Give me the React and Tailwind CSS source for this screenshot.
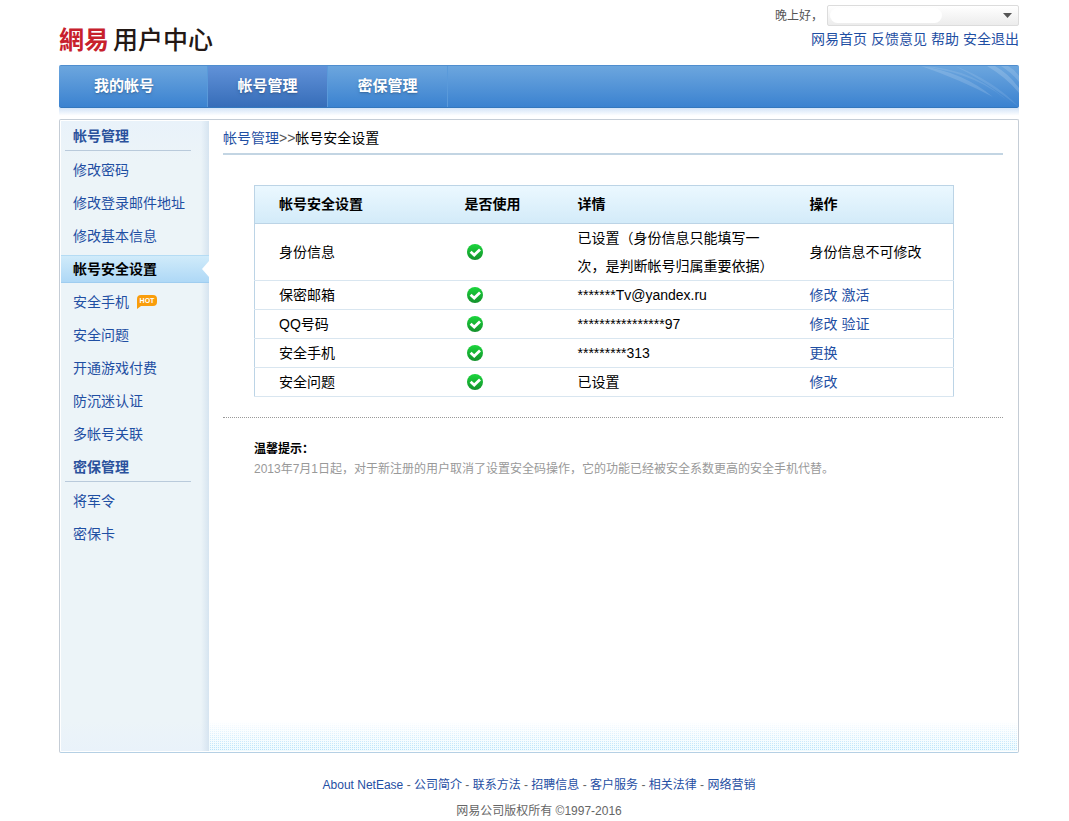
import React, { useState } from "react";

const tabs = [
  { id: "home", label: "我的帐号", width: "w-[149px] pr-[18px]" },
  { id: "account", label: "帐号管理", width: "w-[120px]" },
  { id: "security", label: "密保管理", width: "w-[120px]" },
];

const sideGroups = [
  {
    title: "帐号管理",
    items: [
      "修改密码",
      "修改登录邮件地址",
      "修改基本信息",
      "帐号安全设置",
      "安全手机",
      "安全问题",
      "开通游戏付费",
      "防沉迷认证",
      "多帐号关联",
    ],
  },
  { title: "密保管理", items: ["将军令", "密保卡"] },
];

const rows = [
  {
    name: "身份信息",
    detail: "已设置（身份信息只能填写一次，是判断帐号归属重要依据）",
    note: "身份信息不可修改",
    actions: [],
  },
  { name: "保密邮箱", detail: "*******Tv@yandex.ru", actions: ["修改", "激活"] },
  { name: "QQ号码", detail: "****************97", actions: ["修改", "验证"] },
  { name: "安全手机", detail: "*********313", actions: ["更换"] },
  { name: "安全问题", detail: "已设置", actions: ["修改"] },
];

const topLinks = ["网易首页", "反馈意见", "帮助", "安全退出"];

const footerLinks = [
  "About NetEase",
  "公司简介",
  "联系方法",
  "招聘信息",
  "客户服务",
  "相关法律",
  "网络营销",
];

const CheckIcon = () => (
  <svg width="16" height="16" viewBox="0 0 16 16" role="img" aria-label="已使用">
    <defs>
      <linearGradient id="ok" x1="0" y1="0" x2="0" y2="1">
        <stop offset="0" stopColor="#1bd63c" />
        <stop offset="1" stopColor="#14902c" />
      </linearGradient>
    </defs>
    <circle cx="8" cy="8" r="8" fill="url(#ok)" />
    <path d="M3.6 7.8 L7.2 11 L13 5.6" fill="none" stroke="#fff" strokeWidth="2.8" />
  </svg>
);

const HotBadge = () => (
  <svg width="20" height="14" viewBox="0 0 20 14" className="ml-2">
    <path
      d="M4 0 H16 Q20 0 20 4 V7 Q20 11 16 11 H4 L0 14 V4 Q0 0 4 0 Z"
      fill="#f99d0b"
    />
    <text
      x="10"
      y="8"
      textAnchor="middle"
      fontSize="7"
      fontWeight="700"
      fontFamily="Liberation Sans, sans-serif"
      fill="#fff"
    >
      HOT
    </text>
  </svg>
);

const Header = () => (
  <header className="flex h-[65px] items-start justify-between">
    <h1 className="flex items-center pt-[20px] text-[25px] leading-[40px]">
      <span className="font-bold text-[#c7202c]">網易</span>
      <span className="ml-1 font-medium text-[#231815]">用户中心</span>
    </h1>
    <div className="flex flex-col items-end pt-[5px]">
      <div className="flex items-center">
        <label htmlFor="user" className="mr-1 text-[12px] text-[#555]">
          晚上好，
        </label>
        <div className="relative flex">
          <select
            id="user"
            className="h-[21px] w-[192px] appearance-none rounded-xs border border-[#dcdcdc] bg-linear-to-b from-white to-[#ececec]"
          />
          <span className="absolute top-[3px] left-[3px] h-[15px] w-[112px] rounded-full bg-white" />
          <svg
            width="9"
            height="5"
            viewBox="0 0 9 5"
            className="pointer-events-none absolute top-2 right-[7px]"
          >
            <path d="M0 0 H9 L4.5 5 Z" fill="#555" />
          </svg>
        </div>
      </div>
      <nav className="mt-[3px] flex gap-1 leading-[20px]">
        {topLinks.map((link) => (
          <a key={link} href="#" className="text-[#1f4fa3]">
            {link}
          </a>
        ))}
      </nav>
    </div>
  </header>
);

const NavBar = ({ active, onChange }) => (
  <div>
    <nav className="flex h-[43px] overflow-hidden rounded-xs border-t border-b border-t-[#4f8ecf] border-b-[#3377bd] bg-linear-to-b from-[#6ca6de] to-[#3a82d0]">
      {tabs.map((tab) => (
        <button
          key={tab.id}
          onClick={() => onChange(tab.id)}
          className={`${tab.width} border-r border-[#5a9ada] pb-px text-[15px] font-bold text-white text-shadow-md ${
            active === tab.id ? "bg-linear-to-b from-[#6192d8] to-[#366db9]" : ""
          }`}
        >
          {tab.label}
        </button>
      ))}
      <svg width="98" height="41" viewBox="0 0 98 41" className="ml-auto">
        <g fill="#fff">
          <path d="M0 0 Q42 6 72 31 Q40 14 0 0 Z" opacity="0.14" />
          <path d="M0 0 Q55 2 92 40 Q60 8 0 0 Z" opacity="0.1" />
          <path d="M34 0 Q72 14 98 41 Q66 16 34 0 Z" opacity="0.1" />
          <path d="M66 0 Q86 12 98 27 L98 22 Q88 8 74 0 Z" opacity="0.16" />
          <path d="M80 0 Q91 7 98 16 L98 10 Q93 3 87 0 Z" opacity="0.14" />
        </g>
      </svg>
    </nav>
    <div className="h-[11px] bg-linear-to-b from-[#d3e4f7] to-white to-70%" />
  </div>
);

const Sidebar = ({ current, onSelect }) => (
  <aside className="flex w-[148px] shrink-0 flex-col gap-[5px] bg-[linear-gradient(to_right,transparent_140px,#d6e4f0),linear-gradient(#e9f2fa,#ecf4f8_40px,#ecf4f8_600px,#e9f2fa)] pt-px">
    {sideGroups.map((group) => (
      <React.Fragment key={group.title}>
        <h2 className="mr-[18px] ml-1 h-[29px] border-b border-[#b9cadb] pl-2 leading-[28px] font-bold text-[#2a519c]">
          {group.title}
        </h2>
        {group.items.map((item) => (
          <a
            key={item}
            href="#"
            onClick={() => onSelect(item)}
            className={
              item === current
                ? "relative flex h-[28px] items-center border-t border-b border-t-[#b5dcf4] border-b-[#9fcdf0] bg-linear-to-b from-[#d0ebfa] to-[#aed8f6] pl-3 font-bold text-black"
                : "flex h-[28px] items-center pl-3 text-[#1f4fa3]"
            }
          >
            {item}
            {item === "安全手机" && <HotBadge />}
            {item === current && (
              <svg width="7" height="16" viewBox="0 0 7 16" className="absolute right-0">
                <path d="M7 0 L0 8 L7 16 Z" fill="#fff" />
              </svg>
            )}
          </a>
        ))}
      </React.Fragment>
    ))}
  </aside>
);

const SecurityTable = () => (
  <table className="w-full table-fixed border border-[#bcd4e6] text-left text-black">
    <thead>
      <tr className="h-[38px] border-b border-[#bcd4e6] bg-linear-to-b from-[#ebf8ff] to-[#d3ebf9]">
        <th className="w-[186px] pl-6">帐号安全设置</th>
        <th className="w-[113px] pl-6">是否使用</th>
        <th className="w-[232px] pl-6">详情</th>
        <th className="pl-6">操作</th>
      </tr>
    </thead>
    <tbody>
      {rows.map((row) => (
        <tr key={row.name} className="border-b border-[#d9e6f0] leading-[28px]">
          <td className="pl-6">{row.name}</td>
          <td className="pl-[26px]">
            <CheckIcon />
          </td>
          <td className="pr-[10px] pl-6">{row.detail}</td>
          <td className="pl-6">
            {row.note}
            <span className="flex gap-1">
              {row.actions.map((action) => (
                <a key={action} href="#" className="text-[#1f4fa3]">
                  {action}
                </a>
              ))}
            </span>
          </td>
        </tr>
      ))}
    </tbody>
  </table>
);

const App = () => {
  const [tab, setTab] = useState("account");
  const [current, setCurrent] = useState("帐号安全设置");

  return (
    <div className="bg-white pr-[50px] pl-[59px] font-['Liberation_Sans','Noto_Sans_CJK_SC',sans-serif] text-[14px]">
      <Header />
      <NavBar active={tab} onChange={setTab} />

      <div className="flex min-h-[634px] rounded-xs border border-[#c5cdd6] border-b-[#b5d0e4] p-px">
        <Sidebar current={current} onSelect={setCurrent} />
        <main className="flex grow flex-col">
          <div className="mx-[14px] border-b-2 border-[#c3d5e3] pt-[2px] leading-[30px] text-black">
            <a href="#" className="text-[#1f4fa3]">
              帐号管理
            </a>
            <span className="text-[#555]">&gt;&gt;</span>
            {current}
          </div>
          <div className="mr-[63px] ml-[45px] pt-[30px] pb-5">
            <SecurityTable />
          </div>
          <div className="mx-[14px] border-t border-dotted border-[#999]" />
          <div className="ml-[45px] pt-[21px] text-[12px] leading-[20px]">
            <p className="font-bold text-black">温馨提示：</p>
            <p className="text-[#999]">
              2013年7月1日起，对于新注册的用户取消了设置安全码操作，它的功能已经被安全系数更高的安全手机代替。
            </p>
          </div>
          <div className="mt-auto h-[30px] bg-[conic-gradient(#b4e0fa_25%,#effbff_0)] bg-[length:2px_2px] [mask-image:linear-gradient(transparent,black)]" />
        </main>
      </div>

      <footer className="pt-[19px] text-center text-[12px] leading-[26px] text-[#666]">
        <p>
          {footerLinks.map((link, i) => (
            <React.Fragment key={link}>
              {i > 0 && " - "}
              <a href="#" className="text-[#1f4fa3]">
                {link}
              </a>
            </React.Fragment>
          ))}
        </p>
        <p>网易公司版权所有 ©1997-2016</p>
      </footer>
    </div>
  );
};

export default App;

----

## EXERCISE REQUIREMENTS
Lines that hold "React" are the ones to copy; find all of them.

## REPLY
Give me the React and Tailwind CSS source for this screenshot.
import React, { useState } from "react";
      <React.Fragment key={group.title}>
      </React.Fragment>
            <React.Fragment key={link}>
            </React.Fragment>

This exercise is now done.